- Founded: March 10, 1910; 115 years ago University of Missouri
- Type: Honor
- Affiliation: ACHS
- Status: Active
- Emphasis: Journalism and mass communication
- Scope: National
- Motto: "The Truth Will Prevail"
- Colors: Light blue and Gold
- Symbol: Key with a quill pen
- Publication: KTA Newsletter
- Chapters: 99
- Members: 1,248 active 64,974 lifetime
- Headquarters: c/o Dr. Beverly Horvit School of Journalism University of Missouri Columbia, Missouri 65211-1200 United States
- Website: www.kappataualpha.org

= Kappa Tau Alpha =

American honor society for journalism

Kappa Tau Alpha is an American college honor society which recognizes academic excellence and promotes scholarship in journalism and mass communication. Membership must be earned by excellence in academic work at one of the colleges and universities that have chapters.

==History==
Kappa Tau Alpha was founded at the University of Missouri on March 10, 1910. Its purpose is to recognize and encourage excellent scholarship and professionalism in journalism and mass communication.

When Kappa Tau Alpha was founded it was limited to only men. However, the society lapsed during World War I and when it was reorganized after the war it was broadened to allow women students. It was admitted into the Association of College Honor Societies in 1951.

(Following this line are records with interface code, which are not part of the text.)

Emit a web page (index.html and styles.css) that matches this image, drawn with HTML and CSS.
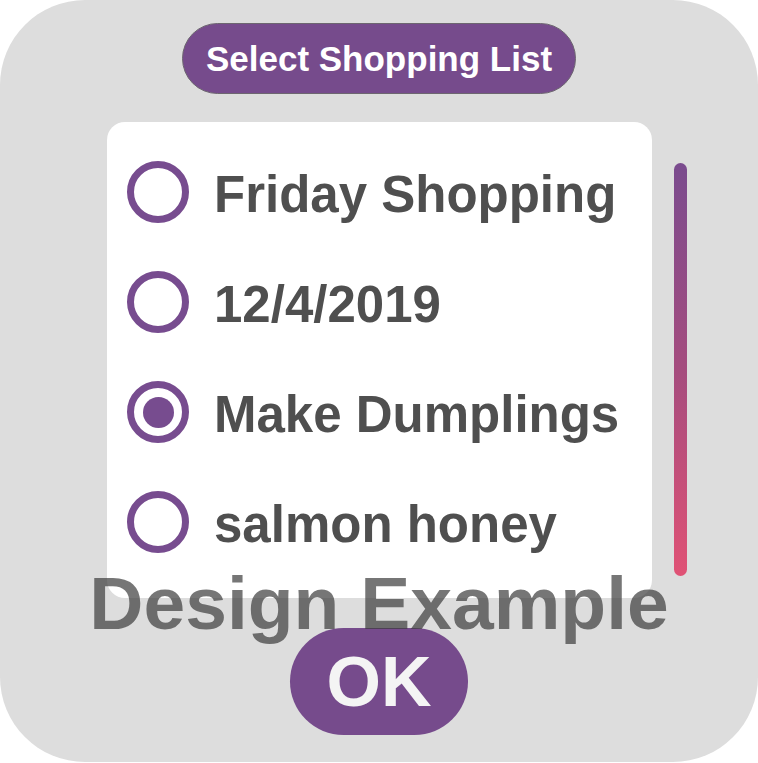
FILE: index.html
```html
<!DOCTYPE html>
<html>
<head>
<meta charset="utf-8">
<link rel="stylesheet" href="styles.css">
</head>
<body>
<div class="frame">
  <div class="title">Select Shopping List</div>
  <div class="content">
    <div class="card">
      <div class="item"><span class="radio"></span><span class="label">Friday Shopping</span></div>
      <div class="item"><span class="radio"></span><span class="label">12/4/2019</span></div>
      <div class="item"><span class="radio checked"></span><span class="label">Make Dumplings</span></div>
      <div class="item"><span class="radio"></span><span class="label">salmon honey</span></div>
    </div>
    <div class="scrollbar"></div>
  </div>
  <div class="ok">OK</div>
  <div class="watermark">Design Example</div>
</div>
</body>
</html>
```
FILE: styles.css
```css
html, body {
  margin: 0;
  padding: 0;
  background: #ffffff;
}
body {
  width: 758px;
  height: 763px;
  overflow: hidden;
  font-family: "Liberation Sans", Arial, sans-serif;
}
.frame {
  position: relative;
  width: 758px;
  height: 762px;
  background: #dddddd;
  border-radius: 85px;
  display: flex;
  flex-direction: column;
  align-items: center;
}
.title {
  margin-top: 23px;
  box-sizing: border-box;
  width: 394px;
  height: 71px;
  border-radius: 36px;
  background: #764b8c;
  border: 1px solid #6d6670;
  color: #ffffff;
  font-weight: bold;
  font-size: 35px;
  display: flex;
  align-items: center;
  justify-content: center;
}
.content {
  align-self: stretch;
  margin-top: 28px;
  padding-left: 107px;
  display: flex;
  align-items: flex-start;
}
.card {
  box-sizing: border-box;
  width: 545px;
  height: 476px;
  background: #ffffff;
  border-radius: 18px;
  padding: 15px 0 0 20px;
  display: flex;
  flex-direction: column;
}
.item {
  height: 110px;
  display: flex;
  align-items: center;
}
.radio {
  box-sizing: border-box;
  width: 62px;
  height: 62px;
  border: 7px solid #774c8f;
  border-radius: 50%;
  display: flex;
  align-items: center;
  justify-content: center;
  flex: none;
}
.radio.checked::after {
  content: "";
  width: 31px;
  height: 31px;
  border-radius: 50%;
  background: #774c8f;
}
.label {
  margin-left: 25px;
  padding-top: 5px;
  color: #4f4f4f;
  font-weight: bold;
  font-size: 51px;
  line-height: 1;
}
.scrollbar {
  margin-left: 22px;
  margin-top: 41px;
  width: 13px;
  height: 413px;
  border-radius: 7px;
  background: linear-gradient(to bottom, #7a4b8e, #a54c7e 50%, #e05275);
}
.ok {
  margin-top: 30px;
  width: 178px;
  height: 107px;
  border-radius: 54px;
  background: #764b8c;
  color: #f4f4f4;
  font-weight: bold;
  font-size: 70px;
  display: flex;
  align-items: center;
  justify-content: center;
}
.watermark {
  position: absolute;
  left: 0;
  right: 0;
  top: 566px;
  text-align: center;
  font-weight: bold;
  font-size: 75px;
  line-height: 75px;
  color: rgba(60, 60, 60, 0.7);
  pointer-events: none;
}
```
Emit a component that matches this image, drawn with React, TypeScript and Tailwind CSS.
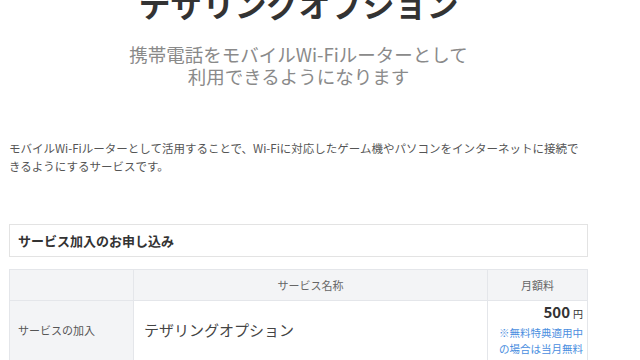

In May 2011, it had 94 active chapters, 1,248 collegiate members, and 64,974 total members. As of 2024, it has 99 active chapters.

==Symbols==
Kappa Tau Alpha means "The Truth Will Prevail." Its Greek letter represent the words: knowledge, truth and accuracy. The society's colors are light blue, signifying truth; and gold, emblematic of worth and high standards. The emblem of Kappa Tau Alpha is the key, the oldest symbol of knowledge and communication, with a quill pen. Its publication is the KTA Newsletter.

== Membership ==
Juniors, seniors, and graduate students majoring in journalism or mass communication who are in the top ten percent of their class are eligible for membership. Membership is by invitation.

== Activities ==
Kappa Tau Alpha presents the AEJMC student awards for research papers and the Frank Luther Mott/Kappa Tau Alpha Award for best journalism or mass community research-based book. The society co-sponsors the Kappa Tau Alpha-AEJMC Awards luncheon at the annual convention of the Association for Education in Journalism and Mass Communication.

==Chapters==

In 2024, Kappa Tau Alpha had 99 active chapters.